How to Integrate AI into a Marketing Content Workflow

By Toby Goodman · Updated 13 Jul 2026 · 7 minute read

Multi-format community marketing campaign artwork

The short answer

Marketing teams should introduce AI through one defined use case, clear brand guardrails and accountable human review. The aim is a repeatable content system that improves output and consistency, not an uncontrolled collection of tools used differently by every team member.

Begin with a real production constraint

Start with a recurring problem such as social cutdowns taking too long, campaign imagery being difficult to scale or internal teams struggling to visualise concepts. A clear constraint makes it possible to judge whether AI is helping.

Starting with a shopping list of tools usually produces fragmented experiments rather than lasting capability.

Choose one repeatable use case

A useful first use case is frequent enough to matter, contained enough to review and connected to a measurable outcome. It might be concept visuals, campaign adaptations, storyboards, product scenes or short-form content variants.
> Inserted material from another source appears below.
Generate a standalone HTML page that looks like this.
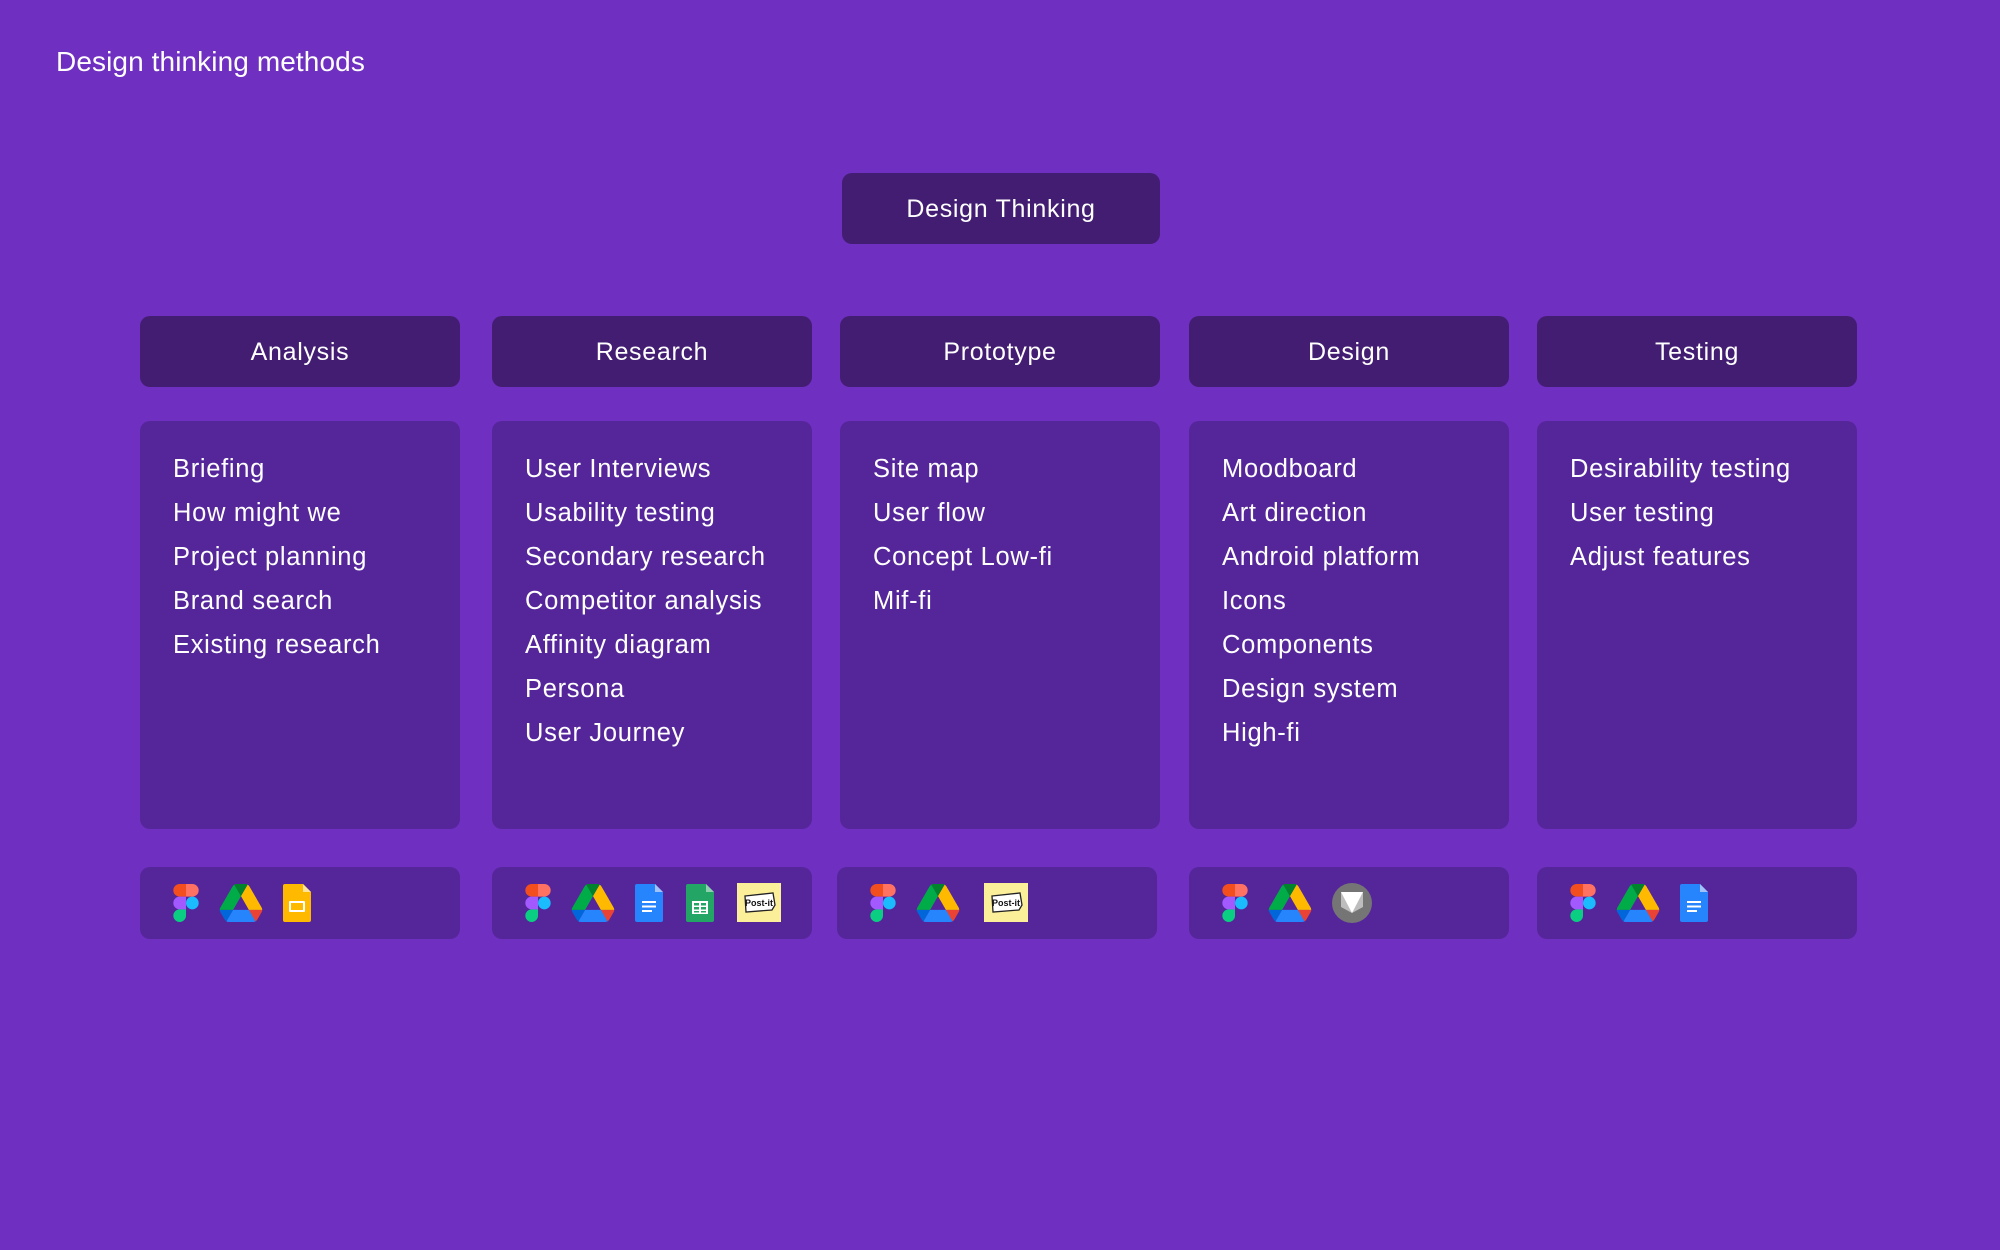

Define brand and review guardrails

Teams need shared rules for approved references, visual tone, factual review, client data, trademarks and the use of generated people or places. These decisions should be understandable to creative and non-creative staff alike.

Guardrails are not intended to slow the team down. They prevent the same questions being debated from the beginning on every job.

Keep a human owner for every output

AI does not remove accountability. Each asset still needs an owner who can explain why it exists, verify its claims and decide whether it meets the brief. Approval should never become ambiguous simply because more content can be produced.

Plan channels before creating assets

A campaign designed only for a landscape presentation will not automatically become an effective vertical social post. Decide the required durations, aspect ratios, captions, print sizes and accessibility needs before the core visual direction is locked.

Train judgement, not only tool operation

Tools change quickly. The more durable skills are writing a useful brief, evaluating outputs, spotting brand risks, giving precise feedback and understanding when a conventional production method is more appropriate.

A team has adopted AI successfully when it can produce better work more consistently, not when every employee has opened the same software.